WRITTEN TASK => Report only how many lines of the entries below contain the string "React".
━━━━━ RECORD EXCERPTS
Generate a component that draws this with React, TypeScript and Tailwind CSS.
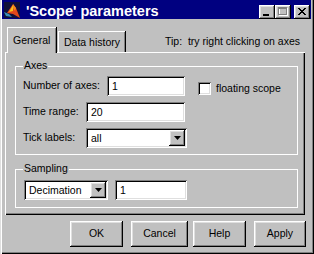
import React from "react";

const raised =
  "shadow-[inset_-1px_-1px_#000,inset_1px_1px_#fff,inset_-2px_-2px_#808080,inset_2px_2px_#dfdfdf]";
const sunken =
  "shadow-[inset_1px_1px_#808080,inset_-1px_-1px_#fff,inset_2px_2px_#000,inset_-2px_-2px_#dfdfdf]";
const frame = "shadow-[inset_0_0_0_1px_#fff]";

function MatlabIcon() {
  return (
    <svg width="16" height="16" viewBox="0 0 16 16" className="ml-[2px] shrink-0">
      <rect x="0" y="0" width="16" height="16" fill="#10103a" />
      <polygon points="0,10 5,12 8,15 2,14" fill="#3a8fb7" />
      <polygon points="3,11 9,2 12,6 16,16 9,12" fill="#e2481b" />
      <polygon points="5,10 9,3 9,9" fill="#f6c21a" />
      <polygon points="9,2 12,6 11,9 9,6" fill="#f08a1c" />
    </svg>
  );
}

function CaptionButton({ kind }: { kind: "min" | "max" | "close" }) {
  return (
    <div className={`w-[16px] h-[14px] bg-[#c0c0c0] ${raised} flex items-center justify-center`}>
      <svg width="16" height="14" viewBox="0 0 16 14">
        {kind === "min" && <rect x="4" y="9" width="6" height="2" fill="#000" />}
        {kind === "max" && (
          <g>
            <rect x="4.5" y="3.5" width="8" height="7" fill="none" stroke="#fff" />
            <rect x="3.5" y="2.5" width="8" height="7" fill="none" stroke="#808080" />
            <rect x="3" y="3" width="9" height="1" fill="#808080" />
          </g>
        )}
        {kind === "close" && (
          <path d="M4 3 L11 10 M5 3 L12 10 M11 3 L4 10 M12 3 L5 10" stroke="#000" strokeWidth="1" fill="none" />
        )}
      </svg>
    </div>
  );
}

function Field({ width, value }: { width: string; value: string }) {
  return (
    <div className={`${width} h-[20px] bg-white ${sunken} flex items-center pl-[5px]`}>
      <span className="leading-none">{value}</span>
    </div>
  );
}

function Dropdown({ width, value }: { width: string; value: string }) {
  return (
    <div className={`${width} h-[20px] bg-white ${sunken} flex items-center p-[2px]`}>
      <span className="flex-1 pl-[3px] leading-none">{value}</span>
      <div className={`w-[16px] h-[16px] bg-[#c0c0c0] ${raised} flex items-center justify-center`}>
        <svg width="7" height="4" viewBox="0 0 7 4">
          <polygon points="0,0 7,0 3.5,4" fill="#000" />
        </svg>
      </div>
    </div>
  );
}

function GroupBox({ title, className, children }: { title: string; className: string; children: React.ReactNode }) {
  return (
    <div className={`relative w-[283px] ${frame} ${className}`}>
      <span className="absolute left-[8px] top-[-7px] bg-[#c0c0c0] px-[1px] leading-[13px]">{title}</span>
      {children}
    </div>
  );
}

function PushButton({ label, className }: { label: string; className: string }) {
  return (
    <div className={`h-[26px] bg-[#c0c0c0] ${raised} flex items-center justify-center ${className}`}>
      {label}
    </div>
  );
}

export default function App() {
  return (
    <div
      className={`w-[314px] h-[254px] bg-[#c0c0c0] flex flex-col text-[10.5px] text-black font-[Liberation_Sans,Arial,sans-serif] shadow-[inset_1px_0_#dfdfdf,inset_2px_0_#fff,inset_-1px_-1px_#000,inset_-2px_-2px_#808080]`}
    >
      <div className="ml-[2px] w-[309px] h-[19px] bg-[#000080] flex items-start">
        <div className="mt-[2px]">
          <MatlabIcon />
        </div>
        <span className="ml-[6px] mt-[3px] text-white font-bold text-[14.5px] leading-[16px]">'Scope' parameters</span>
        <div className="ml-auto mr-[1px] mt-[5px] flex">
          <CaptionButton kind="min" />
          <CaptionButton kind="max" />
          <div className="ml-[3px]">
            <CaptionButton kind="close" />
          </div>
        </div>
      </div>

      <div className="ml-[5px] w-[300px]">
        <div className="h-[33px] flex items-end">
          <div className="relative z-10 ml-[2px] w-[49px] h-[26px] -mb-px bg-[#c0c0c0] border-t border-l border-white shadow-[inset_-1px_0_#808080,1px_0_#000] pl-[5px] pt-[6px] leading-[13px]">
            General
          </div>
          <div className="ml-[2px] w-[67px] h-[21px] bg-[#c0c0c0] border-t border-l border-white shadow-[inset_-1px_0_#808080,1px_0_#000] pl-[5px] pt-[4px] leading-[13px]">
            Data history
          </div>
          <span className="self-start ml-auto mr-[5px] mt-[16px] leading-[13px]">Tip:&nbsp; try right clicking on axes</span>
        </div>

        <div className="h-[163px] pt-[14px] pl-[10px] shadow-[inset_1px_1px_#fff,inset_-1px_-1px_#000,inset_-2px_-2px_#808080]">
          <GroupBox title="Axes" className="h-[89px] pt-[10px] pl-[8px]">
            <div className="flex items-center h-[20px]">
              <span className="w-[84px]">Number of axes:</span>
              <Field width="w-[78px]" value="1" />
              <div className="self-start mt-[6px] ml-[13px] flex items-center">
                <div className={`w-[13px] h-[13px] bg-white ${sunken}`} />
                <span className="ml-[5px] leading-[13px]">floating scope</span>
              </div>
            </div>
            <div className="flex items-center h-[20px] mt-[6px]">
              <span className="w-[63px]">Time range:</span>
              <Field width="w-[99px]" value="20" />
            </div>
            <div className="flex items-center h-[20px] mt-[6px]">
              <span className="w-[63px]">Tick labels:</span>
              <Dropdown width="w-[101px]" value="all" />
            </div>
          </GroupBox>

          <GroupBox title="Sampling" className="mt-[14px] h-[39px] pt-[11px] pl-[9px]">
            <div className="flex items-center">
              <Dropdown width="w-[84px]" value="Decimation" />
              <div className="ml-[7px]">
                <Field width="w-[72px]" value="1" />
              </div>
            </div>
          </GroupBox>
        </div>
      </div>

      <div className="mt-[6px] flex">
        <PushButton label="OK" className="ml-[70px] w-[53px]" />
        <PushButton label="Cancel" className="ml-[8px] w-[57px]" />
        <PushButton label="Help" className="ml-[5px] w-[53px]" />
        <PushButton label="Apply" className="ml-[8px] w-[52px]" />
      </div>
    </div>
  );
}
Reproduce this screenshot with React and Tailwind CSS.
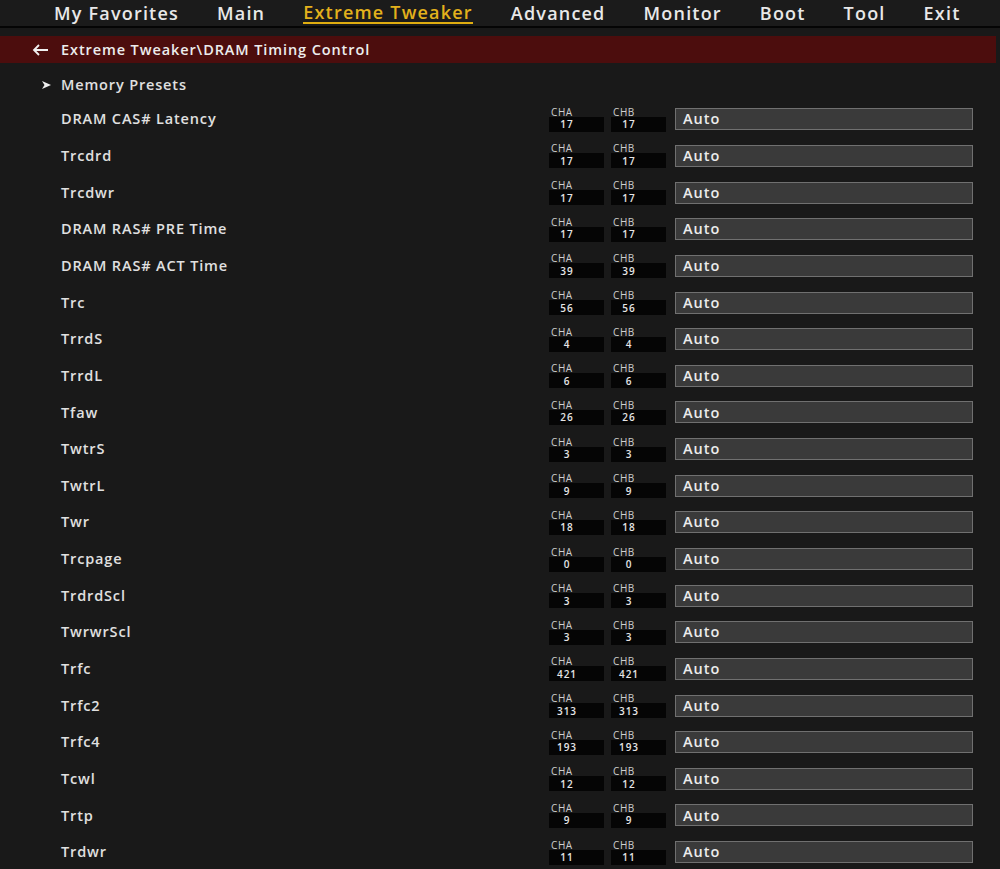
━━━━━━━━━━
RESULT OF THE TASK => 4